Available only with vSphere with Operations Management
Traditional data backup and data recovery solutions are expensive, slow and complex. They write data to tape, which is difficult and time-consuming to restore. In contrast, VMware vSphere® Data Protection™ (VDP) provides fast backup to disk with dependable recovery.
Furthermore, VMware vSphere® Data Protection™ Advanced extends the backup capabilities of your VMware vSphere® platform with greater scalability and application-level integration for your mission-critical apps.
Efficient Backup and Recovery
Sophisticated vSphere Data Protection capabilities ensure that your backups complete on schedule, keeping costs down despite exponential data growth:
- Variable-length de-duplication - Breaks files into sub-segments to determine which are unique, minimizing backup storage requirements. Achieves the industry’s highest average rates of de-duplication: 99 percent for file systems and 96 percent for databases.
- Global de-duplication - Reduces required backup storage further by de-duplicating data across all virtual machines pointed to the same appliance.
- Changed Block Tracking backup (CBT) - Works with variable-length de-duplication to reduce virtual network impact during backups, sending only daily unique changes to the virtual appliance.
- Changed Block Tracking restore - Unlike other solutions, vSphere Data Protection also uses CBT during restores for dramatic reductions in data recovery times.
Simple Configuration and Management
Traditional backup solutions were designed for physical environments, creating unnecessary complexity in virtual infrastructures. vSphere Data Protection is specifically engineered for the virtualization and administration capabilities of the vSphere platform:
- Full vSphere integration – Native management through the vSphere web client lets administrators run backup and recovery from a “single pane of glass.”
- Easy to deploy and use – vSphere Data Protection deploys as a virtual machine appliance for easy setup and minimal post-deployment configuration. Policies are defined according to specified retentions and timetables, making backup schedules simple to create.
- One-step recovery – The intuitive web-based user interface permits simple recovery of full virtual machines or individual files. In addition, the “end-user self-service restore” option allows restore requests to be offloaded from IT.
vSphere Data Protection is deployed as a virtual appliance with four processors (vCPUs) and four GB of RAM. Three configurations of backup storage capacity are available: 0.5 TB, 1 TB and 2 TB, which consume 850 GB, 1,300 GB and 3,100 GB of storage capacity, respectively. Careful planning is recommended to ensure proper sizing, as additional capacity cannot be added once the appliance is deployed. Base your storage requirements on the number of virtual machines to be backed up, the data quantities involved, retention periods and typical data change rates, all of which can vary considerably.

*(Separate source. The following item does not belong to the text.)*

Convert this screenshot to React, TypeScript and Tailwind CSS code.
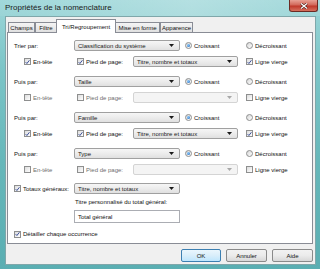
import React from "react";

const FONT = { fontFamily: '"Liberation Sans", Arial, sans-serif' };

function Check({ checked }: { checked?: boolean }) {
  return (
    <span className="w-[7px] h-[7px] border border-[#8e8f8f] bg-[linear-gradient(135deg,#dcdcdc,#ffffff)] flex items-center justify-center shrink-0">
      {checked && (
        <svg width="6" height="6" viewBox="0 0 6 6">
          <path d="M0.8 3.2 L2.3 4.8 L5.3 0.9" fill="none" stroke="#2a3f8f" strokeWidth="1.1" />
        </svg>
      )}
    </span>
  );
}

function Radio({ checked }: { checked?: boolean }) {
  return (
    <span className="w-[7px] h-[7px] rounded-full border border-[#8e8f8f] bg-[linear-gradient(135deg,#d6d6d6,#ffffff)] flex items-center justify-center shrink-0">
      {checked && (
        <span className="w-[3px] h-[3px] rounded-full bg-[radial-gradient(circle_at_35%_35%,#8fd0ff,#1b5fb8)]" />
      )}
    </span>
  );
}

function Arrow({ disabled }: { disabled?: boolean }) {
  return (
    <svg width="5" height="3" viewBox="0 0 5 3" className="shrink-0">
      <path d="M0 0 L5 0 L2.5 3 Z" fill={disabled ? "#a8a8a8" : "#1a1a1a"} />
    </svg>
  );
}

function Select({ value, width, disabled }: { value?: string; width: string; disabled?: boolean }) {
  return (
    <div
      className={`${width} h-[11px] rounded-[2px] border flex items-center justify-between pl-[3px] pr-[5px] shrink-0 ${
        disabled
          ? "border-[#d4d4d4] bg-[#f4f4f4]"
          : "border-[#a0a0a0] bg-[linear-gradient(180deg,#f6f6f6_0%,#ececec_50%,#e0e0e0_100%)]"
      }`}
    >
      <span className="text-[6px] leading-none text-[#1a1a1a] whitespace-nowrap">{value}</span>
      <Arrow disabled={disabled} />
    </div>
  );
}

function MainRow({ label, value }: { label: string; value: string }) {
  return (
    <div className="flex items-center h-[11px]">
      <span className="w-[60px]">{label}</span>
      <Select value={value} width="w-[106px]" />
      <div className="ml-[5px] w-[61px] flex items-center gap-[2px]">
        <Radio checked />
        <span>Croissant</span>
      </div>
      <div className="flex items-center gap-[2px]">
        <Radio />
        <span>Décroissant</span>
      </div>
    </div>
  );
}

function SubRow({ checked, value }: { checked?: boolean; value?: string }) {
  const muted = checked ? "" : "text-[#6d6d6d]";
  return (
    <div className="flex items-center h-[11px] mt-[5px]">
      <div className="ml-[10px] w-[53px] flex items-center gap-[2px]">
        <Check checked={checked} />
        <span className={muted}>En-tête</span>
      </div>
      <div className="w-[56px] flex items-center gap-[2px]">
        <Check checked={checked} />
        <span className={muted}>Pied de page:</span>
      </div>
      <Select value={value} width="w-[105px]" disabled={!checked} />
      <div className="ml-[8px] flex items-center gap-[2px]">
        <Check checked={checked} />
        <span>Ligne vierge</span>
      </div>
    </div>
  );
}

function Tab({ label, active, w }: { label: string; active?: boolean; w: string }) {
  return (
    <div
      className={`${w} flex items-center justify-center border border-b-0 border-[#898c95] text-[6px] leading-none ${
        active
          ? "h-[14px] bg-white -mb-px z-10 relative -mx-px"
          : "h-[10px] bg-[linear-gradient(180deg,#f4f4f4,#e0e0e0)]"
      }`}
    >
      {label}
    </div>
  );
}

function Button({ label, primary }: { label: string; primary?: boolean }) {
  return (
    <div
      className={`h-[13px] flex items-center justify-center rounded-[2px] border text-[6px] leading-none ${
        primary
          ? "w-[40px] border-[#3c7fb1] bg-[linear-gradient(180deg,#eaf6fd,#d9eefa_50%,#bee6fd)]"
          : "w-[41px] border-[#8a8a8a] bg-[linear-gradient(180deg,#f2f2f2,#ebebeb_50%,#d8d8d8)]"
      }`}
    >
      {label}
    </div>
  );
}

export default function App() {
  return (
    <div
      className="w-[320px] h-[269px] overflow-hidden flex flex-col bg-[linear-gradient(180deg,#9cd6d8_0%,#7cc5c8_25%,#66b7ba_60%,#5aaeb2_100%)] text-[#111]"
      style={FONT}
    >
      <div className="h-[16px] flex items-start relative bg-[linear-gradient(90deg,rgba(255,255,255,0.05),rgba(255,255,255,0.25)_60%,rgba(255,255,255,0.1))]">
        <span className="pl-[5px] pt-[4px] text-[8px] leading-none text-[#1b1b1b]">Propriétés de la nomenclature</span>
        <div className="absolute right-[2px] top-0 w-[29px] h-[12px] rounded-b-[3px] border border-t-0 border-[#6b2a23] bg-[linear-gradient(180deg,#e8a195_0%,#d2685a_45%,#c0392b_55%,#d6705e_100%)] flex items-center justify-center">
          <svg width="8" height="6" viewBox="0 0 8 6">
            <path d="M1 0.5 L7 5.5 M7 0.5 L1 5.5" stroke="#4a1a14" strokeWidth="2.4" />
            <path d="M1 0.5 L7 5.5 M7 0.5 L1 5.5" stroke="#ffffff" strokeWidth="1.3" />
          </svg>
        </div>
      </div>

      <div className="ml-[5px] mr-[4px] mb-[4px] flex-1 bg-[#f0f0f0] border border-[#7fa7aa] flex flex-col">
        <div className="flex items-end pl-[2px] pt-[1px] h-[15px]">
          <Tab label="Champs" w="w-[27px]" />
          <Tab label="Filtre" w="w-[22px]" />
          <Tab label="Tri/Regroupement" w="w-[60px]" active />
          <Tab label="Mise en forme" w="w-[45px]" />
          <Tab label="Apparence" w="w-[33px]" />
        </div>

        <div className="ml-[1px] w-[306px] h-[212px] border border-[#898c95] bg-white text-[6px] leading-none flex flex-col pt-[7px] pl-[6px]">
          <MainRow label="Trier par:" value="Classification du système" />
          <SubRow checked value="Titre, nombre et totaux" />

          <div className="mt-[9px]">
            <MainRow label="Puis par:" value="Taille" />
          </div>
          <SubRow />

          <div className="mt-[9px]">
            <MainRow label="Puis par:" value="Famille" />
          </div>
          <SubRow checked value="Titre, nombre et totaux" />

          <div className="mt-[9px]">
            <MainRow label="Puis par:" value="Type" />
          </div>
          <SubRow />

          <div className="flex items-center h-[11px] mt-[8px]">
            <div className="w-[60px] flex items-center gap-[2px]">
              <Check checked />
              <span>Totaux généraux:</span>
            </div>
            <Select value="Titre, nombre et totaux" width="w-[106px]" />
          </div>

          <div className="h-[8px] mt-[4px] ml-[61px] flex items-center">Titre personnalisé du total général:</div>

          <div className="mt-[4px] ml-[60px] w-[106px] h-[13px] border border-[#abadb3] bg-white flex items-center pl-[3px]">
            Total général
          </div>

          <div className="mt-[7px] h-[8px] flex items-center gap-[2px]">
            <Check checked />
            <span>Détailler chaque occurrence</span>
          </div>
        </div>

        <div className="flex justify-end gap-[5px] mt-[5px] mr-[2px]">
          <Button label="OK" primary />
          <Button label="Annuler" />
          <Button label="Aide" />
        </div>
      </div>
    </div>
  );
}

To create and edit a backup job, use the Backup tab of the vSphere Data Protection interface in the vSphere web client. Perform image-level backup at the individual virtual machine level. Containers such as data centers, clusters and resource pools can also be selected for backup. With containers, all virtual machines inside at the time the job runs are backed up. Virtual machines that are subsequently added to the container are included in the next job run. Likewise, those removed from the container are no longer included in backup jobs, which can be scheduled daily, weekly or monthly.
vSphere Data Protection uses CBT during image-level backups. CBT also comes into play during virtual machine image-level restores to improve speed and efficiency. During the restore process, vSphere Data Protection leverages the vSphere API for Data Protection (VADP) to determine which blocks have changed since the selected restore point. vSphere Data Protection automatically evaluates the workload between both restore methods—restoring all blocks or calculating and restoring only the changed blocks—and uses the most efficient method.
Virtual machines can be restored to a different location and/or renamed as part of the restore process. You also have the option to power-on a virtual machine after restore and disconnect it from the network, making it easy to conduct "restore rehearsals" to verify that virtual machines are protected and data can be restored if needed. (Note that CBT is not used when restoring a virtual machine to an alternate location.)